La France entretient des relations diplomatiques, fait des affaires, signe des traités avec la plupart des 192 Etats inscrits à l’ONU. Parmi ceux-ci, seule une minorité présente un bulletin satisfaisant de santé démocratique. Même Bernard Kouchner avait fini par comprendre cela, ce qui a d’ailleurs rendu plutôt inutile sa présence au gouvernement. Pour le cas de la Tunisie, la plupart des bons connaisseurs du pays se retrouvent pour estimer que la politique de développement économique menée par Ben Ali, non dépendante d’une rente pétrolière ou minière, avait fait surgir dans ce pays du Maghreb une classe moyenne industrielle et commerciale. Ce qui n’empêchait pas, bien sûr, d’énormes disparités dans les revenus et les conditions de vie, notamment dans les zones reculée du pays. On est d’accord, également, pour constater que le traitement de faveur accordé par l’UE à la Tunisie, notamment en matière de libre-échange, avait conduit le pays à s’arrimer à l’économie européenne, et à devenir le deuxième pays exportateur d’Afrique (hors hydrocarbures et ressources minières).

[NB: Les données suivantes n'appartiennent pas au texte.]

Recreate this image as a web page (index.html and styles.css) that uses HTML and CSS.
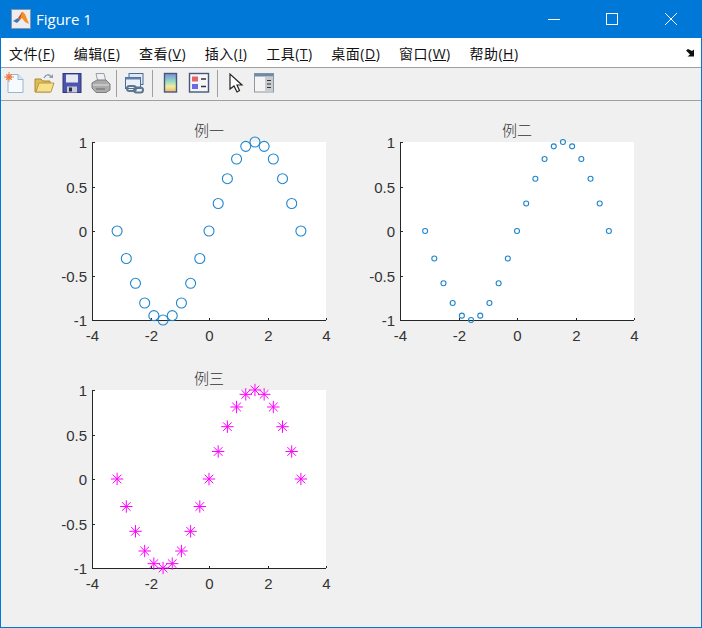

Enfin, le haut niveau – relatif – d’éducation de la population où l’analphabétisme, contrairement à l’Algérie et surtout au Maroc est quasi inexistant n’a pas été pour rien dans la montée des revendications démocratiques. Ce qui fait chuter les dictatures, ce ne sont pas les déclarations enflammées des dirigeants des pays démocratiques. L’Ostpolitik de Willy Brandt et d’Helmut Schmidt, poursuivie par Helmut Kohl a été plus fatale à la RDA que les imprécations anticommunistes rituelles. Chacun son boulot : la société civile des pays démocratiques et nantis a parfaitement le droit, sinon le devoir, de dénoncer tout ce qui doit l’être dans des pays qui ne sont pas dans le cadre de leurs normes. L’Etat, en revanche, doit tenir compte d’autres paramètres et de respecter l’une de ces injonctions bibliques de base : je ne suis pas le gardien de mon frère !
Bravo donc aux révoltés de Tunis qui ont réussi, sans l’aide de la France officielle, à se débarrasser d’un tyran. Nous n’y sommes pour rien, et c’est tant mieux.